(Stated problem) Omit all images, then return the remaining material exactly as it stands.

(Source data)
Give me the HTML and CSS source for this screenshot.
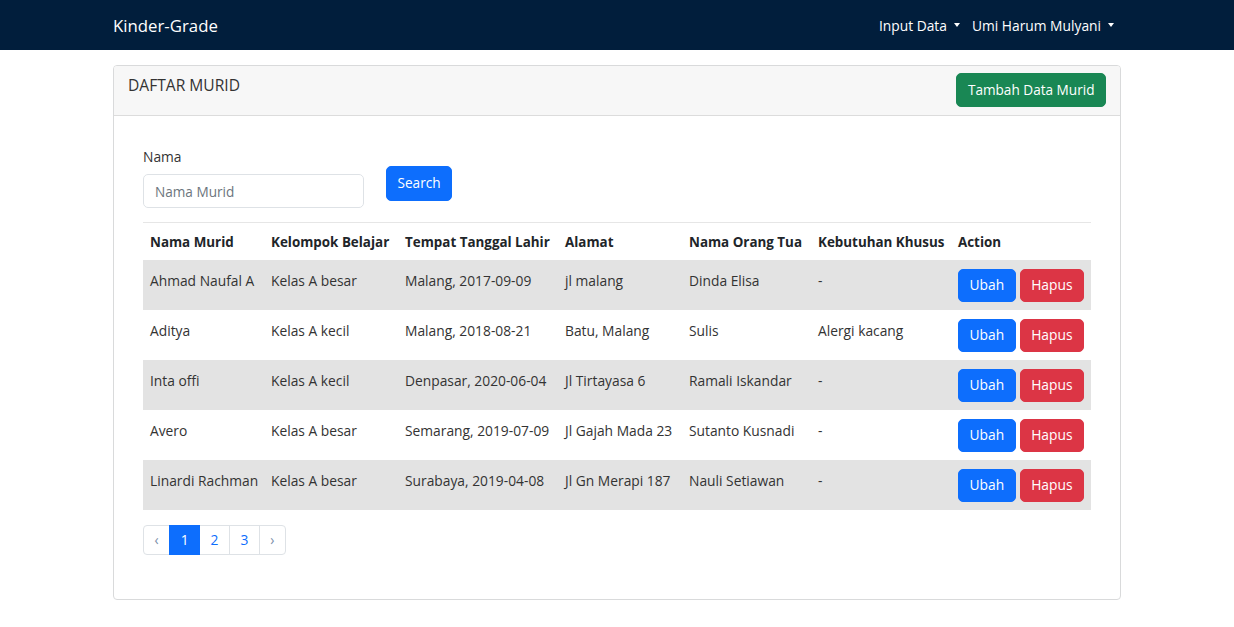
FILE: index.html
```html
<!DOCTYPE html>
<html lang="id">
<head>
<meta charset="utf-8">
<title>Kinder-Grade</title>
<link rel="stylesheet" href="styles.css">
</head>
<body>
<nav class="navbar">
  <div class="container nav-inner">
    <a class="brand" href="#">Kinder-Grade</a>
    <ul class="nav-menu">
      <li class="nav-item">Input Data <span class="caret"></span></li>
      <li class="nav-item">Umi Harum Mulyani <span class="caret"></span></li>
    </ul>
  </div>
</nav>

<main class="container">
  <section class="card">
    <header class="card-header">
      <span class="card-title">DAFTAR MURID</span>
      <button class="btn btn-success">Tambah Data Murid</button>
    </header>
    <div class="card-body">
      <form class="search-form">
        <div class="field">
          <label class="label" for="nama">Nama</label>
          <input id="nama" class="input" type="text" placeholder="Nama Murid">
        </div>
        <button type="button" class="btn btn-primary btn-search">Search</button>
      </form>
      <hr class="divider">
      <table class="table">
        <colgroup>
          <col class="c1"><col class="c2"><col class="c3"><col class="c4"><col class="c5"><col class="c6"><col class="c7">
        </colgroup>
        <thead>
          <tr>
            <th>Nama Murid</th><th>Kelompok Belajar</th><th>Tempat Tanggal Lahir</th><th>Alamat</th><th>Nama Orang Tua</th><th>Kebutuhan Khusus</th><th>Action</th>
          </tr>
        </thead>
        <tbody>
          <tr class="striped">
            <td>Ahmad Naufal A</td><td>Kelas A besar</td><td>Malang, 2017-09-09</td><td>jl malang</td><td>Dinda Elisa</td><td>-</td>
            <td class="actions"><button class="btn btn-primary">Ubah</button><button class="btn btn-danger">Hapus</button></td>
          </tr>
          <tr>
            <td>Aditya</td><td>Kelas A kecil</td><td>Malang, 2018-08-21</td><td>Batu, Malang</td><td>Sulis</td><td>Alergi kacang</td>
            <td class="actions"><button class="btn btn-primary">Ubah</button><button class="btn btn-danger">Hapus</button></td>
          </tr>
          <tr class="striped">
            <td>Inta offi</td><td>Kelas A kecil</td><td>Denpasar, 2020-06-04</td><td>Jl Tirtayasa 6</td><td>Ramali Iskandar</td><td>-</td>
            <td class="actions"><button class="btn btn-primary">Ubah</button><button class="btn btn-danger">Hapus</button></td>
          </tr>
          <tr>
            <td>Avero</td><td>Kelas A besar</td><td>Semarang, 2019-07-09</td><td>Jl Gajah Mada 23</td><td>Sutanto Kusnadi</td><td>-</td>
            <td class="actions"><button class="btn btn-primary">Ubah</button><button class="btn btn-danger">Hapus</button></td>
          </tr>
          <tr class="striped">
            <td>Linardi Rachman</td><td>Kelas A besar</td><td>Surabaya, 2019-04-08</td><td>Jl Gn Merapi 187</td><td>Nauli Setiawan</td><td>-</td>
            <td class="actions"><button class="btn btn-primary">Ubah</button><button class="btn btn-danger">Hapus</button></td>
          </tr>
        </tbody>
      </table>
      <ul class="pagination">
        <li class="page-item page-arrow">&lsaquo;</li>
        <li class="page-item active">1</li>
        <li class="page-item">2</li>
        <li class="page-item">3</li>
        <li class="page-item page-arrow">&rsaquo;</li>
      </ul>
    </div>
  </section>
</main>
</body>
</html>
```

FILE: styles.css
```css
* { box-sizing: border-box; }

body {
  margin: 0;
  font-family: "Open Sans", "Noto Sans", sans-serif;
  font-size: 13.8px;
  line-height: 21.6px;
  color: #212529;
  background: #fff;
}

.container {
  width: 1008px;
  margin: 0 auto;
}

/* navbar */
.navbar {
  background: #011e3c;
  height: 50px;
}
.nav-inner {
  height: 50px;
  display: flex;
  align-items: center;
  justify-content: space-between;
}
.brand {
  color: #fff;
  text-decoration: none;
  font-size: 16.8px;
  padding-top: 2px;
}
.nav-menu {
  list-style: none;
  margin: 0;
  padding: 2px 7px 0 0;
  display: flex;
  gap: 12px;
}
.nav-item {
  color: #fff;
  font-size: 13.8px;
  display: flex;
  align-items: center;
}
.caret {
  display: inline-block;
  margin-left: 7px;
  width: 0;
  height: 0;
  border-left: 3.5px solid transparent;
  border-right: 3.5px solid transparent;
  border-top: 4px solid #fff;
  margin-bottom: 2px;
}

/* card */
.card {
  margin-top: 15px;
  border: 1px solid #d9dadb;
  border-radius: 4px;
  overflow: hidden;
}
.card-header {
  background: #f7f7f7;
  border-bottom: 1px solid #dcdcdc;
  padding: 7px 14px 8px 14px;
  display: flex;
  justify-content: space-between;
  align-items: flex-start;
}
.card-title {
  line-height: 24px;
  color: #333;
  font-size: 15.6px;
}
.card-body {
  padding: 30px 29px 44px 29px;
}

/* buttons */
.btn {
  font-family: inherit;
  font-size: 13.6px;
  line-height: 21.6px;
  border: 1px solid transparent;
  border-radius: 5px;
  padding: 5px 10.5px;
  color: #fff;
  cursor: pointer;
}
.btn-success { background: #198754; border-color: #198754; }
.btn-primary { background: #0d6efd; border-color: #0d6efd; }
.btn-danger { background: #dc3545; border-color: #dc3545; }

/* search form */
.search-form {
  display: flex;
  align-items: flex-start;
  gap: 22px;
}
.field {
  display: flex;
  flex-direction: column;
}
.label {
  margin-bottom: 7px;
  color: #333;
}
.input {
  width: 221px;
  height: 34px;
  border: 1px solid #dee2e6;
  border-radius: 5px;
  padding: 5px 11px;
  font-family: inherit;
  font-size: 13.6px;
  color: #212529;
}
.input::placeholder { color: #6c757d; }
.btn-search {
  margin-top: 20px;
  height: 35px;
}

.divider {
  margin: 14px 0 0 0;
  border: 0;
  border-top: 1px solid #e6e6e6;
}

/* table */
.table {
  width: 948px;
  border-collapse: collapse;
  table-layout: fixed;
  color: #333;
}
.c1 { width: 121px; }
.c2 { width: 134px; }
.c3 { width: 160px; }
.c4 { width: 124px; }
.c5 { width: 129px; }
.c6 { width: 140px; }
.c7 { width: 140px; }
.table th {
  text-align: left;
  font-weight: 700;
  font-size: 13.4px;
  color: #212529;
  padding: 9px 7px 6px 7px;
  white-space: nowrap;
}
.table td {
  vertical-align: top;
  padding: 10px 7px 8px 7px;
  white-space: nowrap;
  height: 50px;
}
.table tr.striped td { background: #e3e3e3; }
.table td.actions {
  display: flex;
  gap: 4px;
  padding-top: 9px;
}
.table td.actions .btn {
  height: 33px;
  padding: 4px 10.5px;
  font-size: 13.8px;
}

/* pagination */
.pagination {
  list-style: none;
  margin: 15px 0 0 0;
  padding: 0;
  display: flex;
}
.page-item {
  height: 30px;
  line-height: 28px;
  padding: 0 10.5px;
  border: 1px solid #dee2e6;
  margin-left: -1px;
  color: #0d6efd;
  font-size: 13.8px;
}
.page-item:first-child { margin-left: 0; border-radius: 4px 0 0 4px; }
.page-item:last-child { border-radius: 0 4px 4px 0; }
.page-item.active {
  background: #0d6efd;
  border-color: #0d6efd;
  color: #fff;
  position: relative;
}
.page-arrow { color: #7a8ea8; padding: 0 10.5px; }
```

(Written solution)
Give me the HTML and CSS source for this screenshot.
FILE: index.html
```html
<!DOCTYPE html>
<html lang="id">
<head>
<meta charset="utf-8">
<title>Kinder-Grade</title>
<link rel="stylesheet" href="styles.css">
</head>
<body>
<nav class="navbar">
  <div class="container nav-inner">
    <a class="brand" href="#">Kinder-Grade</a>
    <ul class="nav-menu">
      <li class="nav-item">Input Data <span class="caret"></span></li>
      <li class="nav-item">Umi Harum Mulyani <span class="caret"></span></li>
    </ul>
  </div>
</nav>

<main class="container">
  <section class="card">
    <header class="card-header">
      <span class="card-title">DAFTAR MURID</span>
      <button class="btn btn-success">Tambah Data Murid</button>
    </header>
    <div class="card-body">
      <form class="search-form">
        <div class="field">
          <label class="label" for="nama">Nama</label>
          <input id="nama" class="input" type="text" placeholder="Nama Murid">
        </div>
        <button type="button" class="btn btn-primary btn-search">Search</button>
      </form>
      <hr class="divider">
      <table class="table">
        <colgroup>
          <col class="c1"><col class="c2"><col class="c3"><col class="c4"><col class="c5"><col class="c6"><col class="c7">
        </colgroup>
        <thead>
          <tr>
            <th>Nama Murid</th><th>Kelompok Belajar</th><th>Tempat Tanggal Lahir</th><th>Alamat</th><th>Nama Orang Tua</th><th>Kebutuhan Khusus</th><th>Action</th>
          </tr>
        </thead>
        <tbody>
          <tr class="striped">
            <td>Ahmad Naufal A</td><td>Kelas A besar</td><td>Malang, 2017-09-09</td><td>jl malang</td><td>Dinda Elisa</td><td>-</td>
            <td class="actions"><button class="btn btn-primary">Ubah</button><button class="btn btn-danger">Hapus</button></td>
          </tr>
          <tr>
            <td>Aditya</td><td>Kelas A kecil</td><td>Malang, 2018-08-21</td><td>Batu, Malang</td><td>Sulis</td><td>Alergi kacang</td>
            <td class="actions"><button class="btn btn-primary">Ubah</button><button class="btn btn-danger">Hapus</button></td>
          </tr>
          <tr class="striped">
            <td>Inta offi</td><td>Kelas A kecil</td><td>Denpasar, 2020-06-04</td><td>Jl Tirtayasa 6</td><td>Ramali Iskandar</td><td>-</td>
            <td class="actions"><button class="btn btn-primary">Ubah</button><button class="btn btn-danger">Hapus</button></td>
          </tr>
          <tr>
            <td>Avero</td><td>Kelas A besar</td><td>Semarang, 2019-07-09</td><td>Jl Gajah Mada 23</td><td>Sutanto Kusnadi</td><td>-</td>
            <td class="actions"><button class="btn btn-primary">Ubah</button><button class="btn btn-danger">Hapus</button></td>
          </tr>
          <tr class="striped">
            <td>Linardi Rachman</td><td>Kelas A besar</td><td>Surabaya, 2019-04-08</td><td>Jl Gn Merapi 187</td><td>Nauli Setiawan</td><td>-</td>
            <td class="actions"><button class="btn btn-primary">Ubah</button><button class="btn btn-danger">Hapus</button></td>
          </tr>
        </tbody>
      </table>
      <ul class="pagination">
        <li class="page-item page-arrow">&lsaquo;</li>
        <li class="page-item active">1</li>
        <li class="page-item">2</li>
        <li class="page-item">3</li>
        <li class="page-item page-arrow">&rsaquo;</li>
      </ul>
    </div>
  </section>
</main>
</body>
</html>
```

FILE: styles.css
```css
* { box-sizing: border-box; }

body {
  margin: 0;
  font-family: "Open Sans", "Noto Sans", sans-serif;
  font-size: 13.8px;
  line-height: 21.6px;
  color: #212529;
  background: #fff;
}

.container {
  width: 1008px;
  margin: 0 auto;
}

/* navbar */
.navbar {
  background: #011e3c;
  height: 50px;
}
.nav-inner {
  height: 50px;
  display: flex;
  align-items: center;
  justify-content: space-between;
}
.brand {
  color: #fff;
  text-decoration: none;
  font-size: 16.8px;
  padding-top: 2px;
}
.nav-menu {
  list-style: none;
  margin: 0;
  padding: 2px 7px 0 0;
  display: flex;
  gap: 12px;
}
.nav-item {
  color: #fff;
  font-size: 13.8px;
  display: flex;
  align-items: center;
}
.caret {
  display: inline-block;
  margin-left: 7px;
  width: 0;
  height: 0;
  border-left: 3.5px solid transparent;
  border-right: 3.5px solid transparent;
  border-top: 4px solid #fff;
  margin-bottom: 2px;
}

/* card */
.card {
  margin-top: 15px;
  border: 1px solid #d9dadb;
  border-radius: 4px;
  overflow: hidden;
}
.card-header {
  background: #f7f7f7;
  border-bottom: 1px solid #dcdcdc;
  padding: 7px 14px 8px 14px;
  display: flex;
  justify-content: space-between;
  align-items: flex-start;
}
.card-title {
  line-height: 24px;
  color: #333;
  font-size: 15.6px;
}
.card-body {
  padding: 30px 29px 44px 29px;
}

/* buttons */
.btn {
  font-family: inherit;
  font-size: 13.6px;
  line-height: 21.6px;
  border: 1px solid transparent;
  border-radius: 5px;
  padding: 5px 10.5px;
  color: #fff;
  cursor: pointer;
}
.btn-success { background: #198754; border-color: #198754; }
.btn-primary { background: #0d6efd; border-color: #0d6efd; }
.btn-danger { background: #dc3545; border-color: #dc3545; }

/* search form */
.search-form {
  display: flex;
  align-items: flex-start;
  gap: 22px;
}
.field {
  display: flex;
  flex-direction: column;
}
.label {
  margin-bottom: 7px;
  color: #333;
}
.input {
  width: 221px;
  height: 34px;
  border: 1px solid #dee2e6;
  border-radius: 5px;
  padding: 5px 11px;
  font-family: inherit;
  font-size: 13.6px;
  color: #212529;
}
.input::placeholder { color: #6c757d; }
.btn-search {
  margin-top: 20px;
  height: 35px;
}

.divider {
  margin: 14px 0 0 0;
  border: 0;
  border-top: 1px solid #e6e6e6;
}

/* table */
.table {
  width: 948px;
  border-collapse: collapse;
  table-layout: fixed;
  color: #333;
}
.c1 { width: 121px; }
.c2 { width: 134px; }
.c3 { width: 160px; }
.c4 { width: 124px; }
.c5 { width: 129px; }
.c6 { width: 140px; }
.c7 { width: 140px; }
.table th {
  text-align: left;
  font-weight: 700;
  font-size: 13.4px;
  color: #212529;
  padding: 9px 7px 6px 7px;
  white-space: nowrap;
}
.table td {
  vertical-align: top;
  padding: 10px 7px 8px 7px;
  white-space: nowrap;
  height: 50px;
}
.table tr.striped td { background: #e3e3e3; }
.table td.actions {
  display: flex;
  gap: 4px;
  padding-top: 9px;
}
.table td.actions .btn {
  height: 33px;
  padding: 4px 10.5px;
  font-size: 13.8px;
}

/* pagination */
.pagination {
  list-style: none;
  margin: 15px 0 0 0;
  padding: 0;
  display: flex;
}
.page-item {
  height: 30px;
  line-height: 28px;
  padding: 0 10.5px;
  border: 1px solid #dee2e6;
  margin-left: -1px;
  color: #0d6efd;
  font-size: 13.8px;
}
.page-item:first-child { margin-left: 0; border-radius: 4px 0 0 4px; }
.page-item:last-child { border-radius: 0 4px 4px 0; }
.page-item.active {
  background: #0d6efd;
  border-color: #0d6efd;
  color: #fff;
  position: relative;
}
.page-arrow { color: #7a8ea8; padding: 0 10.5px; }
```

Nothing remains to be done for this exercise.